# CHALLENGE
Show every line that has the string "code" in it.

# PROVIDED RECORDS
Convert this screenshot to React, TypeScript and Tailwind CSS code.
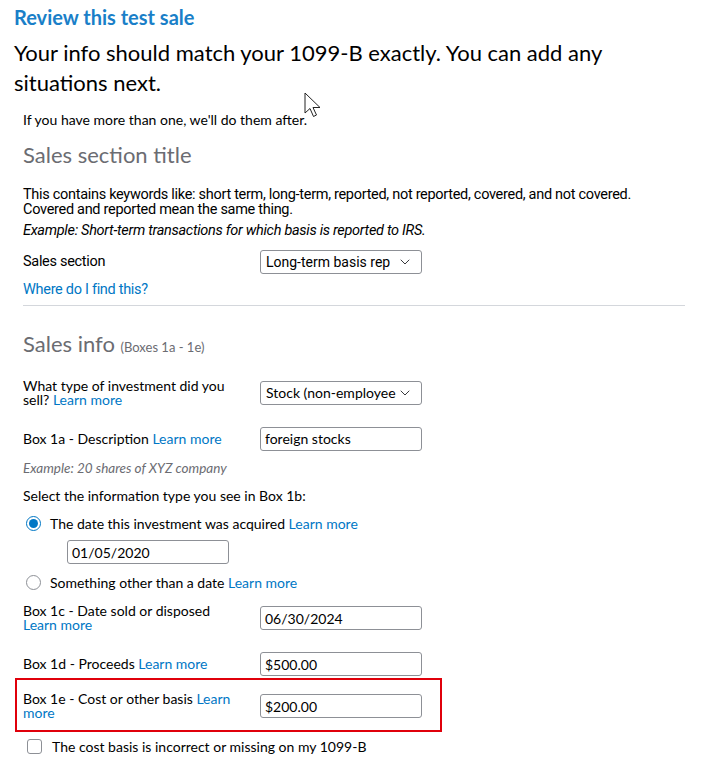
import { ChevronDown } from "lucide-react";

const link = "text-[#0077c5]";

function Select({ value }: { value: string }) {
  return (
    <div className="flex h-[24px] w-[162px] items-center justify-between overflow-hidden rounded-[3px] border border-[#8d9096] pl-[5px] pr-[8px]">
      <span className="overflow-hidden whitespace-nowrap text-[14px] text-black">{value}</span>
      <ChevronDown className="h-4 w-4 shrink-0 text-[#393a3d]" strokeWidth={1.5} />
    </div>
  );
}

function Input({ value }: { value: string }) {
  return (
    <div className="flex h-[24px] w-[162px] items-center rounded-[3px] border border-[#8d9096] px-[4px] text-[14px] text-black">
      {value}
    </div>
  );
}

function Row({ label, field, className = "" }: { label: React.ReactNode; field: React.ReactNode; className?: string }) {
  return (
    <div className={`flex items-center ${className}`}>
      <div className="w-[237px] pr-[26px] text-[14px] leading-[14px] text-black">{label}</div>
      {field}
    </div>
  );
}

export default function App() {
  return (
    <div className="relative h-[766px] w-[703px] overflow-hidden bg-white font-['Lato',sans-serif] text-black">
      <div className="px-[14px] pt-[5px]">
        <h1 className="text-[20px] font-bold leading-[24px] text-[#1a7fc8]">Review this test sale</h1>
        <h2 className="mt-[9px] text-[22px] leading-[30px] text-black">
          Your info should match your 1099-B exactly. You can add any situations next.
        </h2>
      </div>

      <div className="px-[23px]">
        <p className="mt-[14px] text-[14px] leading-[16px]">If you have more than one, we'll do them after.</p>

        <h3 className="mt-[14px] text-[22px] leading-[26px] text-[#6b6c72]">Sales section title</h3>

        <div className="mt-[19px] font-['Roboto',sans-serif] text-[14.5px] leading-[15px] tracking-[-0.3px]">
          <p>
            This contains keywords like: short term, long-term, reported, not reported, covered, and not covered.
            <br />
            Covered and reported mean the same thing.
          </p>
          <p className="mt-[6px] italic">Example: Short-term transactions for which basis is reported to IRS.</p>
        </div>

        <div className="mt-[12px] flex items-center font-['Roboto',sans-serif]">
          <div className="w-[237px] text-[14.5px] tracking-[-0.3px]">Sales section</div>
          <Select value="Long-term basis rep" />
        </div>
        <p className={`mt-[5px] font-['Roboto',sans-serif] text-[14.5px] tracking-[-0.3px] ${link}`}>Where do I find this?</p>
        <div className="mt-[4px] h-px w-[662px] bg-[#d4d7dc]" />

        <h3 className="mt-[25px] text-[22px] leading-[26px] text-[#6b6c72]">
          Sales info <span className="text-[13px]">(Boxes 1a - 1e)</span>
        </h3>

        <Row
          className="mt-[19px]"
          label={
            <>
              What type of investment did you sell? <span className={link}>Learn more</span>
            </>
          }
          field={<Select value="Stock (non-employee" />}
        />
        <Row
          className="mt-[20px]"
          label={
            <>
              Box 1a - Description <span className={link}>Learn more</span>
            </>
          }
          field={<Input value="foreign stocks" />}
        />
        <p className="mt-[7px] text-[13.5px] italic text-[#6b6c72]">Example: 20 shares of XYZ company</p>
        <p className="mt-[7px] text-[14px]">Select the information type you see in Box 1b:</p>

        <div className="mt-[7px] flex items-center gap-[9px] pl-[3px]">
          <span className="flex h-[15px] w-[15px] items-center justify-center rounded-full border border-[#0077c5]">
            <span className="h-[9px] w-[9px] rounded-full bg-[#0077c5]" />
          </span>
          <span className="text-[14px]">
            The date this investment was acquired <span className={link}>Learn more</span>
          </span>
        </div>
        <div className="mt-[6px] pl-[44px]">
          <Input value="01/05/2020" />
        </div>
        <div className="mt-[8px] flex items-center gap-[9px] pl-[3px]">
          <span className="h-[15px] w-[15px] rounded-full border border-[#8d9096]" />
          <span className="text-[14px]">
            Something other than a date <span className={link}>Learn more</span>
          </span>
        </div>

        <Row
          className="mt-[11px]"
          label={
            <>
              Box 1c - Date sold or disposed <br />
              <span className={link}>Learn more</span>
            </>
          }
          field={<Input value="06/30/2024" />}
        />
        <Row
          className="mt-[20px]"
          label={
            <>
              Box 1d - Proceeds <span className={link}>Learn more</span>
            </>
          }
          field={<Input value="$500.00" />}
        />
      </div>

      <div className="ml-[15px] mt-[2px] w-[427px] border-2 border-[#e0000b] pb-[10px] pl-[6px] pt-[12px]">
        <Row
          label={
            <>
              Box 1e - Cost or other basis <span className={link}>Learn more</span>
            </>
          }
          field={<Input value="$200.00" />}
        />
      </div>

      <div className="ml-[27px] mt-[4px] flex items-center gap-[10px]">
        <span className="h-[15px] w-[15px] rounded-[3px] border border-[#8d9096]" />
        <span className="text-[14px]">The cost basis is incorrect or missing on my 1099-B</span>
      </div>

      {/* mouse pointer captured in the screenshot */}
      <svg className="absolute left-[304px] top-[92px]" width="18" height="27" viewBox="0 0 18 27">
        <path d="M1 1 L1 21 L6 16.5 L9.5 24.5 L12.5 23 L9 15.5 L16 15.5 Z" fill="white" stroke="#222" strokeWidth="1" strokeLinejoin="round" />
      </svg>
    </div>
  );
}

* * *

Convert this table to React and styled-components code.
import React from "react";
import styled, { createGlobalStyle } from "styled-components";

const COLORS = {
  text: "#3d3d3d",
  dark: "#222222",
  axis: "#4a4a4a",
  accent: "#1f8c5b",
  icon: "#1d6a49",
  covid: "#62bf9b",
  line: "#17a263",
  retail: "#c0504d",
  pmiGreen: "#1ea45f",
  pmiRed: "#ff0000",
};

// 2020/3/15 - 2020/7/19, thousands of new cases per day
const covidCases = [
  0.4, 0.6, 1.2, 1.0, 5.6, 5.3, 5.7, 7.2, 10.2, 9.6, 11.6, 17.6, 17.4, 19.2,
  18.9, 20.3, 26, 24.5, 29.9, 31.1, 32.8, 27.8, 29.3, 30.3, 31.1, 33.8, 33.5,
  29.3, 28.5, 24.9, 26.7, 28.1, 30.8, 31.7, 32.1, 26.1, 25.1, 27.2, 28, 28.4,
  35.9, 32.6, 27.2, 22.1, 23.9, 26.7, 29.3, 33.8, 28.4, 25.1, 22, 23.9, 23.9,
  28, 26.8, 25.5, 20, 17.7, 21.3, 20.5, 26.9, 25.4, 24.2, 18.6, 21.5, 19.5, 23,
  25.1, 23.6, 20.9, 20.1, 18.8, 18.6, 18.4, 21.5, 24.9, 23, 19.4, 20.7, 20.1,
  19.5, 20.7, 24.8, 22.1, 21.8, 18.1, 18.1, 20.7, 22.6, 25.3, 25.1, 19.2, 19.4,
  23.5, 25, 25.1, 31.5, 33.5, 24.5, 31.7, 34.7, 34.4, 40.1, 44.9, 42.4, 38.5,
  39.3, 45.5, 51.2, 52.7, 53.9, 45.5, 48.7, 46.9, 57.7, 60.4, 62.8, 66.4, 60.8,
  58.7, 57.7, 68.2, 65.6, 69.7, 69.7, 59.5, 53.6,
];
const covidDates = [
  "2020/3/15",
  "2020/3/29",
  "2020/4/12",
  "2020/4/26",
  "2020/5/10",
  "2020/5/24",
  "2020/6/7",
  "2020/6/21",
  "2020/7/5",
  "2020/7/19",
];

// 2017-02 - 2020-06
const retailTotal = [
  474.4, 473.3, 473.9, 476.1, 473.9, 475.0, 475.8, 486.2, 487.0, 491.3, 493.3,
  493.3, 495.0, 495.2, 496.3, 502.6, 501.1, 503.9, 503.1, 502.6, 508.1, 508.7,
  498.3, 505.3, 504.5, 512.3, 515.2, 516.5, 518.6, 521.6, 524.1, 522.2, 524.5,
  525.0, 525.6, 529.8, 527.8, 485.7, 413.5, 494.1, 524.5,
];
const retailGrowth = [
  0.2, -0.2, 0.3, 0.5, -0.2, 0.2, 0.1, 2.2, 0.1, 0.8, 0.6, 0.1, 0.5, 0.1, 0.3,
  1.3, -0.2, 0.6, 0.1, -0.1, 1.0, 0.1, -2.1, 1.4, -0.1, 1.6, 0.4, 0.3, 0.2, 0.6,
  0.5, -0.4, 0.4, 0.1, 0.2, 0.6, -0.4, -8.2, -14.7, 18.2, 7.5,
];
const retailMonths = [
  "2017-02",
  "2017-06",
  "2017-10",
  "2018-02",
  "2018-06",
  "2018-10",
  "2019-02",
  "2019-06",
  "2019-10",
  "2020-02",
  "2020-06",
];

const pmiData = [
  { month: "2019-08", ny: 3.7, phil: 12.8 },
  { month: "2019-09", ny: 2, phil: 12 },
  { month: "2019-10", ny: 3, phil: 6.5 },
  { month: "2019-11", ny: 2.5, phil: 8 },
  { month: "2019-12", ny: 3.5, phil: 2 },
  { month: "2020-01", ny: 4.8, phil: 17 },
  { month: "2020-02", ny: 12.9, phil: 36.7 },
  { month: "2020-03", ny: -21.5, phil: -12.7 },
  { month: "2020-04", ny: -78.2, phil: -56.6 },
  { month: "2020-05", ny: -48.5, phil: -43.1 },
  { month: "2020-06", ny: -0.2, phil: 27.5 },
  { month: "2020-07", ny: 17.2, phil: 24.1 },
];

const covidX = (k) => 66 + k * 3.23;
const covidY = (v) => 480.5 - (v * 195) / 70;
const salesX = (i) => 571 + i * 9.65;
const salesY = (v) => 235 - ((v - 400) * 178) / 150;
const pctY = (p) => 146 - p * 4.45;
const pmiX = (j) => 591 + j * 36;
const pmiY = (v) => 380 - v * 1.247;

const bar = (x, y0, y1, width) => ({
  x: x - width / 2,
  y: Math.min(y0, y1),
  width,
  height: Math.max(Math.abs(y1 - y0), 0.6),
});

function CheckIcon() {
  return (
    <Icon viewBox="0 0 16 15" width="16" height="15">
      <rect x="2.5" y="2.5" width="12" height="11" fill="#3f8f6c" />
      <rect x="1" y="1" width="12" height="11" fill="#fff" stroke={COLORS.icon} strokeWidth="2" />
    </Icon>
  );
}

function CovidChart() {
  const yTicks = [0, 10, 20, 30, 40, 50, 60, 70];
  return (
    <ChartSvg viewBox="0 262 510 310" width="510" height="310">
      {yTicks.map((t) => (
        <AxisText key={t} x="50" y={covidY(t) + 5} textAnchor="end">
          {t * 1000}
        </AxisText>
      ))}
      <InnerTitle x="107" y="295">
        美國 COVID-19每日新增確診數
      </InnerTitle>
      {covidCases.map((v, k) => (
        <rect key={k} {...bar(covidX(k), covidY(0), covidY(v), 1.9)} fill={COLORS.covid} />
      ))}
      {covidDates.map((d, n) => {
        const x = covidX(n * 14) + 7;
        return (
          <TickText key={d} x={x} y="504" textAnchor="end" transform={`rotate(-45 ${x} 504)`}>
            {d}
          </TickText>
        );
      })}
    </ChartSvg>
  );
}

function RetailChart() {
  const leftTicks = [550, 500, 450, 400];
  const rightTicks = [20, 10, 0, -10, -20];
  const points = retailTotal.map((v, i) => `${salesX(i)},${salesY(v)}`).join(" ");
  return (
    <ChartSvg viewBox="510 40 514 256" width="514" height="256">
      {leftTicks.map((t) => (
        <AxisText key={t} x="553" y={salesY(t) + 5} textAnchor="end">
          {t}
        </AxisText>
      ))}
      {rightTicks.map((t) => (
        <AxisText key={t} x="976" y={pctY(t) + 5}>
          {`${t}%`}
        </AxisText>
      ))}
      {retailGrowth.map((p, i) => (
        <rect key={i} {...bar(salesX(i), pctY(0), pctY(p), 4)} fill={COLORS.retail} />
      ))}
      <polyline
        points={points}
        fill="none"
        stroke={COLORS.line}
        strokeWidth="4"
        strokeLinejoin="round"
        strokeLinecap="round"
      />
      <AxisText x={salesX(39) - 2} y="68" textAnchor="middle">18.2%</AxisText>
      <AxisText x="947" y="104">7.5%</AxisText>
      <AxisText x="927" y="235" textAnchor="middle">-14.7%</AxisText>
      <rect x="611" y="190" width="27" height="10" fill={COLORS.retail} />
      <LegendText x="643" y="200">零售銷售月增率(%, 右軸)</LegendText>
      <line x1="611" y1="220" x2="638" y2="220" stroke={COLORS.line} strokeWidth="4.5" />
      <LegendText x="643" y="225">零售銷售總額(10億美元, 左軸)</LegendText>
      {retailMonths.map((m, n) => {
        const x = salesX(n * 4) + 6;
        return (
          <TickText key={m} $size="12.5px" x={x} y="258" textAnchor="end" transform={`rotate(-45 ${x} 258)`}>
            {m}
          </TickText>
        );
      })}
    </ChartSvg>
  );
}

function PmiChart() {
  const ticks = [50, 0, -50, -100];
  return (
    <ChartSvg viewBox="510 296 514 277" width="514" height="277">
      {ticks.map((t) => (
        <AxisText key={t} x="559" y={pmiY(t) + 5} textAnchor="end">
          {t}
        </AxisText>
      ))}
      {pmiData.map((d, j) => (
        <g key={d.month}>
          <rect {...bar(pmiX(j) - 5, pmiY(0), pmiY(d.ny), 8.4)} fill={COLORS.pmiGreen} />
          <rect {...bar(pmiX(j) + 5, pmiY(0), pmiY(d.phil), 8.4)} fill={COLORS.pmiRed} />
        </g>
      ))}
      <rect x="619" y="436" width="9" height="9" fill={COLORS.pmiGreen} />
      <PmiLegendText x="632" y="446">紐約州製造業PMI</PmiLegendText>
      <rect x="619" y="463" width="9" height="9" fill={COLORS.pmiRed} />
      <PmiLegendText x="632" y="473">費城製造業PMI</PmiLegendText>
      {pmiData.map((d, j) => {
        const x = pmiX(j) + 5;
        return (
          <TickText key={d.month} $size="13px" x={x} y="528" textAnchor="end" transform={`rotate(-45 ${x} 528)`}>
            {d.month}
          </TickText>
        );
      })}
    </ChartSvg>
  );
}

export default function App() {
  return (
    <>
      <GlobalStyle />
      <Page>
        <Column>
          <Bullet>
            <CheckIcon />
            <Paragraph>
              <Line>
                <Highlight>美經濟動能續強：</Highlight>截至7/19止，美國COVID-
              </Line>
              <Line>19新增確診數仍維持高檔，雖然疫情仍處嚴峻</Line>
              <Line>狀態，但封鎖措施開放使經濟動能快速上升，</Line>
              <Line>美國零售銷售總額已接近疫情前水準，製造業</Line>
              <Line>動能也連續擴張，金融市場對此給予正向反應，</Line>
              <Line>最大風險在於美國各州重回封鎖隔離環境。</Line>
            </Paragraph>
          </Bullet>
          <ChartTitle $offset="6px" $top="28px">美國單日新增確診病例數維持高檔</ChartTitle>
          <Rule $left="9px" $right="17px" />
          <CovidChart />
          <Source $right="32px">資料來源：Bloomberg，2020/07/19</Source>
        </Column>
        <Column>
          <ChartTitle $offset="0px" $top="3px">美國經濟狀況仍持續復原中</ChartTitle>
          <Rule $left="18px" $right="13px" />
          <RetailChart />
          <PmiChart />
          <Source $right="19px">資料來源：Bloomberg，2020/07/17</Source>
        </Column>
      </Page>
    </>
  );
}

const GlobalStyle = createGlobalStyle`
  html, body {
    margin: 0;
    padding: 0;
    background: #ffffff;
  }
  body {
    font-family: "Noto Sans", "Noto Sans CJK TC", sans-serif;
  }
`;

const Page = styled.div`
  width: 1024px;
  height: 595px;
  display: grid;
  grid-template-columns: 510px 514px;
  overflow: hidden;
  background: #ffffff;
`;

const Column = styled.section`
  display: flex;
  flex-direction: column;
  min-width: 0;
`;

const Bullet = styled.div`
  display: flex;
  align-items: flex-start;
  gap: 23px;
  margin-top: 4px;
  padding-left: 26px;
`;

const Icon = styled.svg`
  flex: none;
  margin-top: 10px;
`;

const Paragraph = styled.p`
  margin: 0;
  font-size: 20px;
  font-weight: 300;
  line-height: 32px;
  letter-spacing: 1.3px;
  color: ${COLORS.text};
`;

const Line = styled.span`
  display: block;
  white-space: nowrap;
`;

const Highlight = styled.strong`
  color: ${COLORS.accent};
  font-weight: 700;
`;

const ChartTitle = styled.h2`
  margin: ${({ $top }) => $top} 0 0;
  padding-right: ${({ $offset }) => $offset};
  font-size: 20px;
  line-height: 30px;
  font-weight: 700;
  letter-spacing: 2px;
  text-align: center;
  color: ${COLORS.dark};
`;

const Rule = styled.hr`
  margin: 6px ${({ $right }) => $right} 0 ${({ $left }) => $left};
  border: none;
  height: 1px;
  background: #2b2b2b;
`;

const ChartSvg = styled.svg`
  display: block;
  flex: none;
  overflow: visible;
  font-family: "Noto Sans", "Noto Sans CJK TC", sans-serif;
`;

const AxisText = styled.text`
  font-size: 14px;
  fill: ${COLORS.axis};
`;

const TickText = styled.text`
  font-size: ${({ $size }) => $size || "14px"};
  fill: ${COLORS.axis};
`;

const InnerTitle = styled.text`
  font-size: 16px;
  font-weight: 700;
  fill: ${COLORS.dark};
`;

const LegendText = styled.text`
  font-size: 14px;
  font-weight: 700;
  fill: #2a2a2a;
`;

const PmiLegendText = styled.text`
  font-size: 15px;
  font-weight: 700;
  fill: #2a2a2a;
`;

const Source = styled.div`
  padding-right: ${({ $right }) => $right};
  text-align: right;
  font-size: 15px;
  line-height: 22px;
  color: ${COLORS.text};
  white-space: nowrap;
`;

...

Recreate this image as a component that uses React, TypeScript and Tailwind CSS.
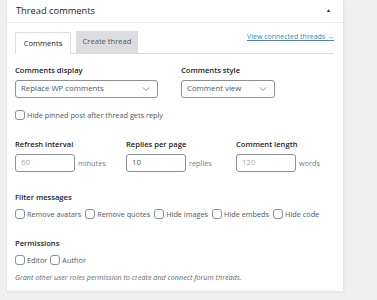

# EXERCISE RESULT
Convert this screenshot to React, TypeScript and Tailwind CSS code.
Convert this table to React and styled-components code.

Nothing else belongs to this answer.